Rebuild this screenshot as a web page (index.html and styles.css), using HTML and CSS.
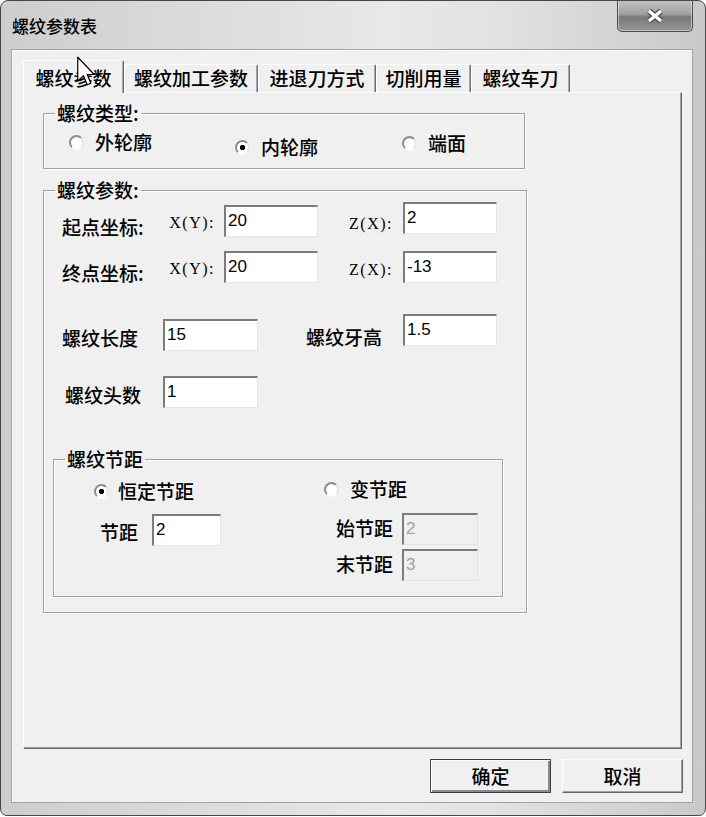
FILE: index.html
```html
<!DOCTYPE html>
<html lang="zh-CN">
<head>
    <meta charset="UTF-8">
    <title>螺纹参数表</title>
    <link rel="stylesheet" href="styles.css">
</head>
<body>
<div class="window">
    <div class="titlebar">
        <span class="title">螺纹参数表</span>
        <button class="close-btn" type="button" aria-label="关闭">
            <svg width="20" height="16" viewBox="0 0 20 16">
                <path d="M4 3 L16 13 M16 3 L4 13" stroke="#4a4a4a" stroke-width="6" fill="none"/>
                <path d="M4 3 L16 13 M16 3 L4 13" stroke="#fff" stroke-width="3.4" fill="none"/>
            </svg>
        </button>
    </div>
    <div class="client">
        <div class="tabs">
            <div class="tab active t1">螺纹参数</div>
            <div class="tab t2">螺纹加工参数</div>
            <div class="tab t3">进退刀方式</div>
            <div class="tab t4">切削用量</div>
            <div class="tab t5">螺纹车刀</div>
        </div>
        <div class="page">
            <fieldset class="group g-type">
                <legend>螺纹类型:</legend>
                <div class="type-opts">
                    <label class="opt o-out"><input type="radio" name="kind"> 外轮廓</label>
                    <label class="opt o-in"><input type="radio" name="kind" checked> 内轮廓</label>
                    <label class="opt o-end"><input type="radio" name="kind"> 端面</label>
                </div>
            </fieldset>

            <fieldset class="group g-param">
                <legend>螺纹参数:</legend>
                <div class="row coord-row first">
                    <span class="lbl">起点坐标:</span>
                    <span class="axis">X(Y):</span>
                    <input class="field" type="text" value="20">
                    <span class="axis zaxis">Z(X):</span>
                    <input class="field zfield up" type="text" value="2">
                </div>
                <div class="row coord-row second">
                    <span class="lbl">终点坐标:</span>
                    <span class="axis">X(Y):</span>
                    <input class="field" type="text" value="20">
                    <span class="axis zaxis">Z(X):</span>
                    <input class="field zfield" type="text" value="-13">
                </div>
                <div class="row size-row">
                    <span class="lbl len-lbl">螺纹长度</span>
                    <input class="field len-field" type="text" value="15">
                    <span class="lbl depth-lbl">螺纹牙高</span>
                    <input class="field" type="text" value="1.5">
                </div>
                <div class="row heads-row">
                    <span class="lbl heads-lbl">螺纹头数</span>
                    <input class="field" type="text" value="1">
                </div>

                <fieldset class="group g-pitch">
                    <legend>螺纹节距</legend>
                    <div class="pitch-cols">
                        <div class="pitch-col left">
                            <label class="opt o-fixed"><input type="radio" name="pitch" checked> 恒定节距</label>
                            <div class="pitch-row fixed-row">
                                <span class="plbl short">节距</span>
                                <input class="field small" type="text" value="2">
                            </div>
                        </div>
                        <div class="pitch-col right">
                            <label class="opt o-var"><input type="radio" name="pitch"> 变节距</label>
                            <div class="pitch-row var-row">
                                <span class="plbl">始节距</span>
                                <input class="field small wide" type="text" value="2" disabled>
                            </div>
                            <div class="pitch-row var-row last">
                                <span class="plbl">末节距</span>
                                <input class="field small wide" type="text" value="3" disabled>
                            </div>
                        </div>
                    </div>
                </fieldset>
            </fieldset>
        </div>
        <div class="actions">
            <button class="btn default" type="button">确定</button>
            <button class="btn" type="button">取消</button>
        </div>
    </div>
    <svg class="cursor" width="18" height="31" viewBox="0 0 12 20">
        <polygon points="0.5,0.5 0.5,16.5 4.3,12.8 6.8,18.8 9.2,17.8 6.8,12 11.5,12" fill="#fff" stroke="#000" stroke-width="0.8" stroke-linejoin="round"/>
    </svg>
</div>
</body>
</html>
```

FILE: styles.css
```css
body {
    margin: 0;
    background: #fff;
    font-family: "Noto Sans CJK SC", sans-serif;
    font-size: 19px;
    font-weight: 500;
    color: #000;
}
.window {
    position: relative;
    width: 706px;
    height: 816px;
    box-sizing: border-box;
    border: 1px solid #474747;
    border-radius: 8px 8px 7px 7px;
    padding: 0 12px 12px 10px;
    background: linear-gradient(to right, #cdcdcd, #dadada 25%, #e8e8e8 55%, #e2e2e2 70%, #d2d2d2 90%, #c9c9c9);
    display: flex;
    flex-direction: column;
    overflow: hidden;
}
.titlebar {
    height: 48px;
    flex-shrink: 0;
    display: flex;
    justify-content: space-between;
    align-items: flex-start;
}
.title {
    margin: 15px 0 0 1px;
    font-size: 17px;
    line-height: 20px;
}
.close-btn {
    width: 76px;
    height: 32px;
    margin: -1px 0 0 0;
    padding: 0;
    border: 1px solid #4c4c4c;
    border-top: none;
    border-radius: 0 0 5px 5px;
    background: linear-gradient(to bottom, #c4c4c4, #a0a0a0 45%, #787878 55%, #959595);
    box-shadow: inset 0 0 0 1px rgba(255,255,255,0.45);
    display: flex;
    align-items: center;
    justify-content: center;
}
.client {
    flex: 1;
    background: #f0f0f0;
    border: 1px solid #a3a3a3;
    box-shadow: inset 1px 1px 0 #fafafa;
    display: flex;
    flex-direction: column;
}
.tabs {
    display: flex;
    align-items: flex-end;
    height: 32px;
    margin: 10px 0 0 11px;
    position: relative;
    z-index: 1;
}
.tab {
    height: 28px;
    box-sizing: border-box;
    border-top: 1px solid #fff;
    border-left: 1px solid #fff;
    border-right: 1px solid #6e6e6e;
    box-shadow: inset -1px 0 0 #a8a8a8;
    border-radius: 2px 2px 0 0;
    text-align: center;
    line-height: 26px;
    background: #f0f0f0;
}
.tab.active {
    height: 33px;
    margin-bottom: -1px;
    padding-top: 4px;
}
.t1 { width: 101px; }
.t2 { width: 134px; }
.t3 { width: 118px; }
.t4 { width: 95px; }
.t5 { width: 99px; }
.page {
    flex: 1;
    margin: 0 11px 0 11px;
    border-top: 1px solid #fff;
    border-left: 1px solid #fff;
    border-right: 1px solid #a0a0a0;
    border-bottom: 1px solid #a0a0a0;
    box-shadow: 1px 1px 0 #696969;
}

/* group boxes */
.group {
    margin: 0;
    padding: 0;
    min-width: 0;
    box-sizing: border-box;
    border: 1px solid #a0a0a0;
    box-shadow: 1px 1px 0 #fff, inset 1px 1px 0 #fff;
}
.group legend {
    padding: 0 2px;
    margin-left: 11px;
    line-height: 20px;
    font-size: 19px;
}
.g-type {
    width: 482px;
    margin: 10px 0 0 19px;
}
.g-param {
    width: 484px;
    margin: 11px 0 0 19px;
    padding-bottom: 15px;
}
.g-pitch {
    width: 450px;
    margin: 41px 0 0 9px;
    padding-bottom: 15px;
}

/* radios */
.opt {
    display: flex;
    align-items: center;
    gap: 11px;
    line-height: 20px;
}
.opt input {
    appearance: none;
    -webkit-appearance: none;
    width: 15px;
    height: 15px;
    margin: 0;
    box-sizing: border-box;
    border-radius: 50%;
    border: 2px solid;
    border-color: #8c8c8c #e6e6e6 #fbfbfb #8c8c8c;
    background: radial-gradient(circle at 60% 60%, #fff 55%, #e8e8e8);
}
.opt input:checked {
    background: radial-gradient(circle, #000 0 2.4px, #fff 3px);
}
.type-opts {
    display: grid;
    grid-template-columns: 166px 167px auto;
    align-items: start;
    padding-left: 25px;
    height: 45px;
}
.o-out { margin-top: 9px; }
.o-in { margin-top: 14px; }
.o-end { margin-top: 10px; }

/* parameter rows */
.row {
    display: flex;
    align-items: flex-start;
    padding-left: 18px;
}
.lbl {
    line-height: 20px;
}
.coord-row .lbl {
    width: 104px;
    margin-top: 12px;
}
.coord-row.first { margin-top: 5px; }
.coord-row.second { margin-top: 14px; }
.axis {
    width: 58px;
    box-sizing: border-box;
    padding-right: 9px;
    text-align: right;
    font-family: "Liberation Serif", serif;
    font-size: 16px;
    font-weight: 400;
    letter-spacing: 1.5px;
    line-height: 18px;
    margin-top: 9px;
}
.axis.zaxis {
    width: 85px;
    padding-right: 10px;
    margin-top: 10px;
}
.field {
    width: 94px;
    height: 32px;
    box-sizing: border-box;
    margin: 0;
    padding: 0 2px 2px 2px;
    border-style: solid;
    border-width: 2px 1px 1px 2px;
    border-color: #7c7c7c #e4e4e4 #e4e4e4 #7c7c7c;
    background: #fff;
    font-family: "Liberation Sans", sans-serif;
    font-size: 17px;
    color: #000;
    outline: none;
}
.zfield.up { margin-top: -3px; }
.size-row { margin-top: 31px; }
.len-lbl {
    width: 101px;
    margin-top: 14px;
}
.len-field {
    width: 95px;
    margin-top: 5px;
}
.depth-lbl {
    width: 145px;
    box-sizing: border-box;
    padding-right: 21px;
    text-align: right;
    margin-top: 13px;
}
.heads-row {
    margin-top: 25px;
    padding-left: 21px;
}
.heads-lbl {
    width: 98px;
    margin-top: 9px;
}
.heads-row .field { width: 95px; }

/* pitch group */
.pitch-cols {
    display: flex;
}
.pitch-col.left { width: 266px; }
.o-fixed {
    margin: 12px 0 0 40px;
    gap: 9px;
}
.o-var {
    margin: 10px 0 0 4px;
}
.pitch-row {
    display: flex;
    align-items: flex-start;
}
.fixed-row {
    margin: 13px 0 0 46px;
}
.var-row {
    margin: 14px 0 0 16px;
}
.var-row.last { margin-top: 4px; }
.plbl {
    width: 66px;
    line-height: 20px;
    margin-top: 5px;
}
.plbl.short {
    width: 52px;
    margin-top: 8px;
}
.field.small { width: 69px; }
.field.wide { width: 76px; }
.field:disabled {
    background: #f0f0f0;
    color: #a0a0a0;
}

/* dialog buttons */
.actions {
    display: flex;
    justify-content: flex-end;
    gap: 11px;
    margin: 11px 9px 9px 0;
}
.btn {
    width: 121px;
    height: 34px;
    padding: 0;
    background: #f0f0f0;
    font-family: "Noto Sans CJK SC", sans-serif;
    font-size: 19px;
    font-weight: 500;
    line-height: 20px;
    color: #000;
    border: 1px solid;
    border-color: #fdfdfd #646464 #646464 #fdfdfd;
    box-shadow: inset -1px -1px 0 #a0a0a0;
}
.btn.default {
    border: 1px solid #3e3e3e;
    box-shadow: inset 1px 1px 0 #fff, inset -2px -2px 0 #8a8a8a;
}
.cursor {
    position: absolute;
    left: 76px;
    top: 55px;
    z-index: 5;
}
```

────────────────

WORK TO DO: Collect from the data above every line that includes "styles".

ANSWER TO THIS PROBLEM:
Rebuild this screenshot as a web page (index.html and styles.css), using HTML and CSS.
    <link rel="stylesheet" href="styles.css">
FILE: styles.css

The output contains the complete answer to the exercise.